I was frustrated at how few women’s stories were being told in most history books, in museums and so on. I never set out looking specifically for women’s stories but it soon became clear how little of the told history of Bristol seemed to be about women.
Volumes one and two of The Women Who Built Bristol each profile 250 women but, put together, there are almost 900 individually named women mentioned across the two books. And that’s just the tip of the iceberg!
Were you expecting the very positive reaction to the first volume?
I hoped it would do well. When I was researching and writing volume one, all the people I spoke to said what a good idea it was and how much it was needed. There have since been so many spin-off community projects and that’s immensely flattering.
You have said that the second volume places “a real emphasis on working-class and ‘ordinary’ women”. How important do you think their contributions are to Bristol’s history?
Immeasurably important. In relative terms, it’s easier to find out about middle-class or upper-class people because they were more likely to be literate, to write diaries and letters, and to have the time, money and status to found a school, write a novel, invent a gadget or whatever.
But what about nursemaid Ethel Hawkins, for instance? When the well she was sitting on while holding the family’s toddler son collapsed and they both fell in, she wrapped herself around him. This meant he remained unharmed while she became agonisingly impaled on a spike at the bottom of the well, but she kept him safe for hours until they were discovered.

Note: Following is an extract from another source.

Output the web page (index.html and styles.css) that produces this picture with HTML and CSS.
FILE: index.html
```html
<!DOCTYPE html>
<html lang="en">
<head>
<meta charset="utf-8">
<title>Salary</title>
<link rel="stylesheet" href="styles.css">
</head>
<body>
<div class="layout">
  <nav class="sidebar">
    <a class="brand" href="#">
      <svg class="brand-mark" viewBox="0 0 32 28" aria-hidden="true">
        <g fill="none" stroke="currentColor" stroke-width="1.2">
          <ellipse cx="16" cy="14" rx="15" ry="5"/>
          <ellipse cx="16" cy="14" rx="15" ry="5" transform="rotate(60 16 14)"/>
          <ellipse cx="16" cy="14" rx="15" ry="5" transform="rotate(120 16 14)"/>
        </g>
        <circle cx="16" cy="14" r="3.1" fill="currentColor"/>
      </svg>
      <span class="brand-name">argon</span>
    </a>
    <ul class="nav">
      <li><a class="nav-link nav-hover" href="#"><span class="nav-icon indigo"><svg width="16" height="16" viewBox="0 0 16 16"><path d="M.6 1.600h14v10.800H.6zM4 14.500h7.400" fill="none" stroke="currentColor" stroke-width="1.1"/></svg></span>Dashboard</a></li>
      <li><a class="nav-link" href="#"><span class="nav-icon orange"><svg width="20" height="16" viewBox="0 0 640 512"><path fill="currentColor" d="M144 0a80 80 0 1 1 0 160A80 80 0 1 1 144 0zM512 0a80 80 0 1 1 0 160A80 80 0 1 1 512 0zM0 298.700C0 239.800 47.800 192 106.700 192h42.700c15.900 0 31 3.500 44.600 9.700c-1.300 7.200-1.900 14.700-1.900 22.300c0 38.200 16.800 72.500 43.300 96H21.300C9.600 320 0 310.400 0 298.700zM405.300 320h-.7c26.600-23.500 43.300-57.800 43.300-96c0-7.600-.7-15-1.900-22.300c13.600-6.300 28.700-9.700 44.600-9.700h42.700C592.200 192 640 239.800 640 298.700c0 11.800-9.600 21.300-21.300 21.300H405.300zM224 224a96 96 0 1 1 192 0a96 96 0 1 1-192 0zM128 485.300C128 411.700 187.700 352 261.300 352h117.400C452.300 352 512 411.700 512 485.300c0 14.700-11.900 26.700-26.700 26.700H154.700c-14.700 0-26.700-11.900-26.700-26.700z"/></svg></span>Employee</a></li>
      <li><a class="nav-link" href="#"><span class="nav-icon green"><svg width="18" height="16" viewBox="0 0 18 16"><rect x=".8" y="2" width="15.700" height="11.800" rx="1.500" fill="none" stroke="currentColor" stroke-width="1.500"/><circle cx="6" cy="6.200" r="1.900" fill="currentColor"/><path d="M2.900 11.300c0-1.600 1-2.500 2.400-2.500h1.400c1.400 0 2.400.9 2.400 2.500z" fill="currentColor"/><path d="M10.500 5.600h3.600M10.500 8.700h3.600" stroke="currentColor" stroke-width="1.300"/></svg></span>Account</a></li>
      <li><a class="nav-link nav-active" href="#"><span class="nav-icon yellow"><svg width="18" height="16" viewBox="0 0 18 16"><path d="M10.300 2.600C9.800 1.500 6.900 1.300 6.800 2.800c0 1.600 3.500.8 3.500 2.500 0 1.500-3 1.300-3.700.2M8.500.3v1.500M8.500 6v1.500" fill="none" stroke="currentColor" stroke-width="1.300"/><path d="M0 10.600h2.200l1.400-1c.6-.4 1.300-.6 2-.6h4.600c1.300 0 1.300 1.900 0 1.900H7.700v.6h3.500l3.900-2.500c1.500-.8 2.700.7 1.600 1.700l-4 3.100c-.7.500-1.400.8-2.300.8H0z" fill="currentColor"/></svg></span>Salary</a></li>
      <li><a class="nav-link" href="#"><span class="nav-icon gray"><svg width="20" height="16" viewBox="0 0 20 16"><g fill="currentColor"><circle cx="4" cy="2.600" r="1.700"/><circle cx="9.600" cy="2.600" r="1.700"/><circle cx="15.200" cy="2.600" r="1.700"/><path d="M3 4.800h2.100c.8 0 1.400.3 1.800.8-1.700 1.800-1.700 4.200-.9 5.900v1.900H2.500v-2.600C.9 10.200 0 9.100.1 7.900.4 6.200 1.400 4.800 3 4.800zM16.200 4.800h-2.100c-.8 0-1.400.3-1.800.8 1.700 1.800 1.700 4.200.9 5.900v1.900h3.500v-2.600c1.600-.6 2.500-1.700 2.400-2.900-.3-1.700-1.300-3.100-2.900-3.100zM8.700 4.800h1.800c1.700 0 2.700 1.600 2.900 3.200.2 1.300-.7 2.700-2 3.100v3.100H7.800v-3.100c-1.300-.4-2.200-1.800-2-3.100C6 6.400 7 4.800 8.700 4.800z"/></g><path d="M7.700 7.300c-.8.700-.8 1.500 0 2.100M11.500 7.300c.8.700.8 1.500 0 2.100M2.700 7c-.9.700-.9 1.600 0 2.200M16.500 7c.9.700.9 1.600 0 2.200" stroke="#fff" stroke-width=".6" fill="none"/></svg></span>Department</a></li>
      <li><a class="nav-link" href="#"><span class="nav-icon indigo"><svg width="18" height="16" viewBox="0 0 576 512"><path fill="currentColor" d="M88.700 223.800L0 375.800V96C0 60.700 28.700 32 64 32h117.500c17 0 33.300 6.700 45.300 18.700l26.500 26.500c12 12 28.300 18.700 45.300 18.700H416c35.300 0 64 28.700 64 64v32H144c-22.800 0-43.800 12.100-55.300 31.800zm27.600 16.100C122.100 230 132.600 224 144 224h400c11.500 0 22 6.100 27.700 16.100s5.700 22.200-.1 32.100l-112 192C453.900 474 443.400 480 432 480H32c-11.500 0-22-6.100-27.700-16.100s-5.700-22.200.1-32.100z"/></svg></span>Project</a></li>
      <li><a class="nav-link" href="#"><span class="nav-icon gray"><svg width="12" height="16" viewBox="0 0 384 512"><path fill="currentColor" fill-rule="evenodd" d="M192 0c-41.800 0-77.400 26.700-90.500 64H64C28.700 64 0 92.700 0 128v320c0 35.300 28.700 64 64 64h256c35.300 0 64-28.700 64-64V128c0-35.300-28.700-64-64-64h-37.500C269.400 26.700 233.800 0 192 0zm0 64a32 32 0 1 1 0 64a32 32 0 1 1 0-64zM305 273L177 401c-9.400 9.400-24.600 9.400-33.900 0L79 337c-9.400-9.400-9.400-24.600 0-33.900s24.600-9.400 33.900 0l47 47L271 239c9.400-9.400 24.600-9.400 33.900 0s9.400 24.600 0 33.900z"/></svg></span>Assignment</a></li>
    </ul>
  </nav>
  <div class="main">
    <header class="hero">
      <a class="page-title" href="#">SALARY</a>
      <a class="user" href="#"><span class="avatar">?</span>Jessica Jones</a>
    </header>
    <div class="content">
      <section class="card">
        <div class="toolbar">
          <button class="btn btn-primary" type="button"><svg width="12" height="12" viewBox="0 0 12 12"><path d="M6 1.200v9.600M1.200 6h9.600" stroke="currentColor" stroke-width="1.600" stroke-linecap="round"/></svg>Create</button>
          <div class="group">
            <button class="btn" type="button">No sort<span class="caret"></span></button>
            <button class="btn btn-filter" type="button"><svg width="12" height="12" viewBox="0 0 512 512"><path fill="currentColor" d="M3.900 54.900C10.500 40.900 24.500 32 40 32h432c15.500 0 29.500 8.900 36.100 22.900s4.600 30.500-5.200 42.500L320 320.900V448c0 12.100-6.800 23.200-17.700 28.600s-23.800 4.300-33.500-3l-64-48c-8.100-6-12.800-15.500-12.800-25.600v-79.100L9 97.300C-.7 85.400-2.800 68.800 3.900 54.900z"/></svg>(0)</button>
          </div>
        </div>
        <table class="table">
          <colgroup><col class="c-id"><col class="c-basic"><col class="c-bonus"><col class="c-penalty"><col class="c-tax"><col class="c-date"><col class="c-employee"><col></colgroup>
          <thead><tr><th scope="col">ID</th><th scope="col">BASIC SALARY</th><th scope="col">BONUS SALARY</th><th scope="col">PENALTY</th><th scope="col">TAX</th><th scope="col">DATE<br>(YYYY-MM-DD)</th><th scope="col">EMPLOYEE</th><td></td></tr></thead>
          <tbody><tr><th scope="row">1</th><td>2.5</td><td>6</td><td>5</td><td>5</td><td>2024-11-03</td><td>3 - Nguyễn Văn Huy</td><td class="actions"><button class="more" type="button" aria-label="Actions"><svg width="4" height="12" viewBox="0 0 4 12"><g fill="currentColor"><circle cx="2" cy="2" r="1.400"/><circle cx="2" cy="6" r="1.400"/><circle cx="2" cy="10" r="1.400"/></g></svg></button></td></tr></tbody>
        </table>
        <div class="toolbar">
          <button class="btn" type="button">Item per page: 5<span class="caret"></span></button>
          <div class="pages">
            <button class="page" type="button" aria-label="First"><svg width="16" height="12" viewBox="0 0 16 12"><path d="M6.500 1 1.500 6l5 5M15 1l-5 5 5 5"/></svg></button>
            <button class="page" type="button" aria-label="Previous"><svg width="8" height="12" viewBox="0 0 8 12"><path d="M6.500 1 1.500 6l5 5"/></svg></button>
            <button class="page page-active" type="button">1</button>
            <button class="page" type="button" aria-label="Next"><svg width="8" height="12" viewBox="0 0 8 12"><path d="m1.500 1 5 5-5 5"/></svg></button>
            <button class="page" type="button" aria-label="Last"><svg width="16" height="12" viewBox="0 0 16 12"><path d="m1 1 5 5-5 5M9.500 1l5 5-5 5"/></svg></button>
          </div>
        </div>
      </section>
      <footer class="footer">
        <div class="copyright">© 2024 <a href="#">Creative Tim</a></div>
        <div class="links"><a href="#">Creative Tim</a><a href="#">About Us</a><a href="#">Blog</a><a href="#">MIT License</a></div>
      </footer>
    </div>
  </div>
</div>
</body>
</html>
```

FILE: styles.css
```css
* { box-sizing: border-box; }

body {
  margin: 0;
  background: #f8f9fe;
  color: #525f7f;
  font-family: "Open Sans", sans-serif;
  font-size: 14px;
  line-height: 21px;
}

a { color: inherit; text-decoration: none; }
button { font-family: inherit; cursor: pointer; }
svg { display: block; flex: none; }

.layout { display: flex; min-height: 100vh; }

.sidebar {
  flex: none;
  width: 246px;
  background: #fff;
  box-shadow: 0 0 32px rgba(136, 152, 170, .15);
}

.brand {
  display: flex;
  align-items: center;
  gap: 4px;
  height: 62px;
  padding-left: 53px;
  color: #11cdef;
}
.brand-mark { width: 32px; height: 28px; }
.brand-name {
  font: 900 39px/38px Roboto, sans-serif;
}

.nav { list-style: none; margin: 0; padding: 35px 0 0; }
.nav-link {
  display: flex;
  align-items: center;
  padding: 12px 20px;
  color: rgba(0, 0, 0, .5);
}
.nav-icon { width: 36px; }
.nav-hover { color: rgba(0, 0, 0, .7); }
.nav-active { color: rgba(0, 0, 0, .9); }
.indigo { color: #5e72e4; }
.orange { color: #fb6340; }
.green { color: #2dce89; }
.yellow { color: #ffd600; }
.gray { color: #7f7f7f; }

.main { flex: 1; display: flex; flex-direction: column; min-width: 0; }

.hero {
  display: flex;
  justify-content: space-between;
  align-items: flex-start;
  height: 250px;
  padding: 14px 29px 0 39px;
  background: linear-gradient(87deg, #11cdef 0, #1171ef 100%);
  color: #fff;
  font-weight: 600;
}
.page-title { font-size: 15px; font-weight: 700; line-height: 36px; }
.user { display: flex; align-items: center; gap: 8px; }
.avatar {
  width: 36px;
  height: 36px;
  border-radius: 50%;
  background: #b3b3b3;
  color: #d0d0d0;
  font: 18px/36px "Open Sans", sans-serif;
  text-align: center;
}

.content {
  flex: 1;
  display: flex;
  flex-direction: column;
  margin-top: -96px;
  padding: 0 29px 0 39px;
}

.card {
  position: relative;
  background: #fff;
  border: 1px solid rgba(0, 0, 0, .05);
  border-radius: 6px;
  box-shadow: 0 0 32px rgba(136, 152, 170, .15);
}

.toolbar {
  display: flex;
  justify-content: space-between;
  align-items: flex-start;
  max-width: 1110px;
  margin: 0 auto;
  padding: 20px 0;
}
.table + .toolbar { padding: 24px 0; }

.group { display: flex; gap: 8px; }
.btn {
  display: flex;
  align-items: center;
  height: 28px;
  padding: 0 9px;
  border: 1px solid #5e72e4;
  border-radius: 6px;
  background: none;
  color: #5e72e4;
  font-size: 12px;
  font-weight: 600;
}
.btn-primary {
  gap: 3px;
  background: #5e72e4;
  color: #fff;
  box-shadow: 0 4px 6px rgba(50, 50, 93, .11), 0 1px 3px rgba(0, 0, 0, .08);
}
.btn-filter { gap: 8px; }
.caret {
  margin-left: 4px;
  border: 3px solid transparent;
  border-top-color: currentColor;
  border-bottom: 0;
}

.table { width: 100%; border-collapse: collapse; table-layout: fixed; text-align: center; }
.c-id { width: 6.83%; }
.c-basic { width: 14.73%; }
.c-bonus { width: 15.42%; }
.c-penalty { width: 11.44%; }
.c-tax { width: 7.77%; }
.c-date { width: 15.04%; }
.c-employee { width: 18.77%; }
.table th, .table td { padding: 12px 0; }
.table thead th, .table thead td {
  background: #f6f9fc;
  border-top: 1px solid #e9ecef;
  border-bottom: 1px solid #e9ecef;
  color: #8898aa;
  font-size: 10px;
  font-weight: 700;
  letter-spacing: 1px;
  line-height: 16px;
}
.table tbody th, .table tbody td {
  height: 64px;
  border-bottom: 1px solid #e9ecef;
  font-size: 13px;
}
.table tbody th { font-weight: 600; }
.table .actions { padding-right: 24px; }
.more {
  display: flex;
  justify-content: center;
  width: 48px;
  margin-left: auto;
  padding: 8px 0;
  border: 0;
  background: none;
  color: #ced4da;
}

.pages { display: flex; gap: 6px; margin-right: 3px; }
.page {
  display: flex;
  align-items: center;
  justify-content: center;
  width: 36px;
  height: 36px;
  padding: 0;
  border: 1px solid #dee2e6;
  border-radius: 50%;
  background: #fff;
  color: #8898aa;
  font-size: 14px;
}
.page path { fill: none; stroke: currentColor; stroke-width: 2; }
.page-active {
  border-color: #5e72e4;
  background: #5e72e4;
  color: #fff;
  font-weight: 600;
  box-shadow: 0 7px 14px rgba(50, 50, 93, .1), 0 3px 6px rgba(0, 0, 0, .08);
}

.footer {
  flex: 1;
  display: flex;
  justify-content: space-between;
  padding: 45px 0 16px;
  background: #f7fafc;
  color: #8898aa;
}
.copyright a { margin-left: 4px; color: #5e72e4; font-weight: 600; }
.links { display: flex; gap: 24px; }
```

And what about Harriet Lewis? She was a young woman who grew up working in her family’s grocery shop. But by 25 she was a widowed single-mother after her husband was killed in the mines. Harriet put together a business proposal for buying a grocer’s in Easton so that she could be self-sufficient but the coal board rejected her saying she would fritter away the money. Incensed, Harriet found another way to get the money, bought her shop and made a huge success of it. What a woman!
Do you think Bristol should do more to celebrate the largely unknown women who have made significant contributions to the city’s development?
Of course! Take statues. Out of all of the statues in Bristol, these are the ones of females: Queen Victoria on College Green, Wendy the elephant at Bristol Zoo, the goddess Sabrina on the quayside, Lady Justice outside the former council house and the veiled woman on St Nicholas Street. Just one of those is of a human woman. Yet look at all the statues to men in the city.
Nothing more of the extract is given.